The most dramatic change that happens in us is the idea of regeneration. It is a re-birth. We become a part of God’s family.
Justification means a new standing before God, sanctification means being set apart to God, and regeneration means a new nature—God’s nature in me!
The truth that God is our heavenly Father and we are his children is one of the greatest revelations in the New Testament.
1. Being a child of God is the highest privilege of our salvation.
2. Being a child of God is the basis of our faith and trust in God.
3. God’s wants us to be increasingly made aware of the Holy Spirit dwelling in us that produces the cry in us, Abba Father. This leads to the desire to be led by the Spirit of God.
4. Being a child of God is the basis of our being disciplined by our Heavenly Father and the very reason why we live to please God.

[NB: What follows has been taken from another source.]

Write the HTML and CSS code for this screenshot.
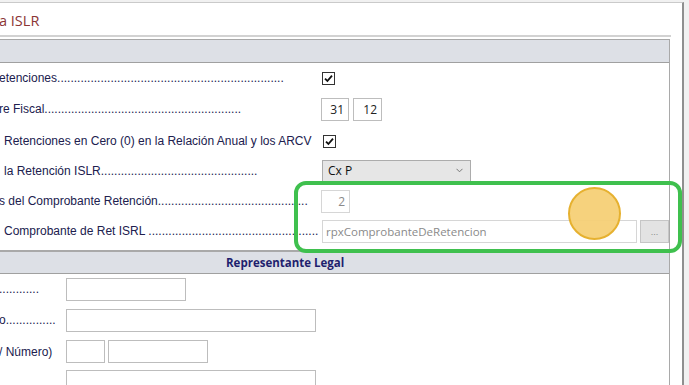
FILE: index.html
```html
<!DOCTYPE html>
<html lang="es">
<head>
  <meta charset="UTF-8">
  <title>Retenciones ISLR</title>
  <link rel="stylesheet" href="styles.css">
</head>
<body>
  <div class="window">
    <div class="titlebar">
      <h1 class="title">a ISLR</h1>
    </div>

    <div class="panel">
      <div class="band"></div>

      <div class="rows">
        <div class="row r1">
          <span class="label">etenciones....................................................................</span>
          <span class="ctl">
            <svg class="check" width="13" height="13" viewBox="0 0 13 13"><rect x="0.5" y="0.5" width="12" height="12" fill="#fff" stroke="#333"/><path d="M3 6.6 L5.4 9 L10 3.6" fill="none" stroke="#111" stroke-width="1.8"/></svg>
          </span>
        </div>
        <div class="row r2">
          <span class="label">re Fiscal...........................................................</span>
          <span class="ctl">
            <span class="box num w28">31</span>
            <span class="box num w29">12</span>
          </span>
        </div>
        <div class="row r3">
          <span class="label lead">Retenciones en Cero (0) en la Relación Anual y los ARCV</span>
          <span class="ctl">
            <svg class="check" width="13" height="13" viewBox="0 0 13 13"><rect x="0.5" y="0.5" width="12" height="12" fill="#fff" stroke="#333"/><path d="M3 6.6 L5.4 9 L10 3.6" fill="none" stroke="#111" stroke-width="1.8"/></svg>
          </span>
        </div>
        <div class="row r4">
          <span class="label lead">la Retención ISLR...............................................</span>
          <span class="ctl">
            <span class="select">Cx P
              <svg class="chev" width="7" height="5" viewBox="0 0 7 5"><path d="M0.5 0.8 L3.5 3.8 L6.5 0.8" fill="none" stroke="#777" stroke-width="1"/></svg>
            </span>
          </span>
        </div>
        <div class="row r5">
          <span class="label">s del Comprobante Retención.............................................</span>
          <span class="ctl">
            <span class="box num w29 off">2</span>
          </span>
        </div>
        <div class="row r6">
          <span class="label lead">Comprobante de Ret ISRL ...................................................</span>
          <span class="ctl">
            <span class="box path off">rpxComprobanteDeRetencion</span>
            <span class="dots-btn">...</span>
          </span>
        </div>
      </div>

      <div class="band band-title">Representante Legal</div>

      <div class="rows lower">
        <div class="row ra">
          <span class="label">............</span>
          <span class="ctl"><span class="box w120"></span></span>
        </div>
        <div class="row rb">
          <span class="label">o...............</span>
          <span class="ctl"><span class="box w250"></span></span>
        </div>
        <div class="row rc">
          <span class="label">/ Número)</span>
          <span class="ctl">
            <span class="box w39"></span>
            <span class="box w100"></span>
          </span>
        </div>
        <div class="row rd">
          <span class="label">...........</span>
          <span class="ctl"><span class="box w250"></span></span>
        </div>
      </div>
    </div>

    <div class="highlight"></div>
    <div class="pointer"></div>
  </div>
</body>
</html>
```

FILE: styles.css
```css
:root {
  --label-color: #20204e;
  --box-border: #bdbdbd;
  --band-color: #dde0e6;
}
body {
  margin: 0;
  width: 689px;
  height: 385px;
  overflow: hidden;
  background: #f1f1f1;
  font-family: "Liberation Sans", Arial, sans-serif;
  font-size: 12px;
  color: var(--label-color);
}
.window {
  width: 682px;
  height: 383px;
  margin-top: 2px;
  background: #fff;
  border-top: 1px solid #cacaca;
  border-right: 2px solid #8f8f8f;
  overflow: hidden;
}
.titlebar {
  width: 671px;
  height: 32px;
  border-bottom: 2px solid #d2d2d2;
}
.title {
  margin: 0 0 0 -1px;
  padding-top: 9px;
  font-family: "Open Sans", sans-serif;
  font-weight: 400;
  font-size: 14.5px;
  line-height: 18px;
  color: #8b3535;
}
.panel {
  width: 669px;
  margin-top: 2px;
  border-right: 1px solid #a9a9a9;
  height: 400px;
}
.band {
  height: 22px;
  background: var(--band-color);
  border-top: 1px solid #a8a8a8;
  border-bottom: 1px solid #a0a0a0;
}
.band-title {
  height: 21px;
  border-top: 2px solid #a9a9a9;
  padding-left: 226px;
  font-family: "Open Sans", sans-serif;
  font-weight: 700;
  font-size: 11.5px;
  line-height: 21px;
  color: #1f1f6e;
}
.rows {
  display: flex;
  flex-direction: column;
  margin-bottom: 6px;
}
.row {
  display: flex;
  align-items: center;
}
.r1 { height: 30px; }
.r2 { height: 32px; }
.r3 { height: 32px; }
.r4 { height: 27px; }
.r5 { height: 34px; }
.r6 { height: 26px; }
.ra { height: 30px; }
.rb { height: 32px; }
.rc { height: 31px; }
.rd { height: 32px; align-items: flex-start; padding-top: 3px; }
.rd .label { padding-top: 9px; }

.label {
  width: 322px;
  flex: none;
  white-space: nowrap;
  overflow: hidden;
  margin-left: -1px;
}
.label.lead {
  padding-left: 5px;
  width: 318px;
}
.lower .label {
  width: 67px;
}
.ctl {
  display: flex;
  align-items: center;
  gap: 4px;
}
.check {
  display: block;
  margin-left: 1px;
}
.box {
  display: block;
  box-sizing: border-box;
  height: 23px;
  border: 1px solid var(--box-border);
  background: #fff;
  font-family: "Open Sans", sans-serif;
  font-size: 12px;
  line-height: 21px;
  color: #222;
}
.num {
  text-align: right;
  padding-right: 4px;
}
.w28 { width: 28px; }
.w29 { width: 29px; }
.w39 { width: 39px; }
.w100 { width: 100px; }
.w120 { width: 120px; }
.w250 { width: 250px; }
.rc .ctl { gap: 3px; }
.off {
  border-color: #d6d6d6;
  color: #8a8a8a;
}
.path {
  width: 315px;
  padding-left: 3px;
  font-size: 11.5px;
}
.r6 .ctl { gap: 3px; }
.select {
  display: flex;
  align-items: center;
  justify-content: space-between;
  box-sizing: border-box;
  width: 149px;
  height: 22px;
  padding: 0 7px 0 5px;
  background: #e6e6e6;
  border: 1px solid #acacac;
  font-family: "Open Sans", sans-serif;
  font-size: 12px;
  color: #111;
}
.dots-btn {
  display: block;
  box-sizing: border-box;
  width: 29px;
  height: 23px;
  background: #e3e3e3;
  border: 1px solid #c6c6c6;
  text-align: center;
  font-size: 9px;
  line-height: 22px;
  color: #8a8a8a;
}

/* overlays from the screen recording */
.highlight {
  position: absolute;
  left: 294px;
  top: 181px;
  width: 388px;
  height: 72px;
  box-sizing: border-box;
  border: 4px solid #3fc04e;
  border-radius: 12px;
}
.pointer {
  position: absolute;
  left: 568px;
  top: 187px;
  width: 53px;
  height: 53px;
  box-sizing: border-box;
  border: 2px solid #e6b130;
  border-radius: 50%;
  background: rgba(245, 208, 118, 0.95);
}
```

God’s ultimate Goal is to save us forever and for us to conform to the likeness of Jesus. What a privilege—what a joy—what an awesome life Christ provides for each of us.
A very familiar and well-loved hymn was written by Fanny Crosby. She was an American rescue mission worker and songwriter who penned more than 8000 hymns. She was also blind. That is why one of her most popular songs is all the more remarkable. In the context of our Scripture today, these words are powerful:
Blessed assurance, Jesus is mine!
Oh, what a foretaste of glory divine.
Heir of salvation, purchase of God,
Born of His Spirit, washed in His blood.
Perfect submission, all is at rest,
I in my Savior am happy and blest:
Watching and waiting, looking above
Filled with His goodness, love is His love.
Just as Fanny Crosby was, in her blindness, “watching and waiting,” we must likewise set our eyes on the hope we have, that we will one day see His face and be like Him. These are just some of the blessings of abiding in Christ.
If this is so—why would you want to abide anywhere else but in Jesus!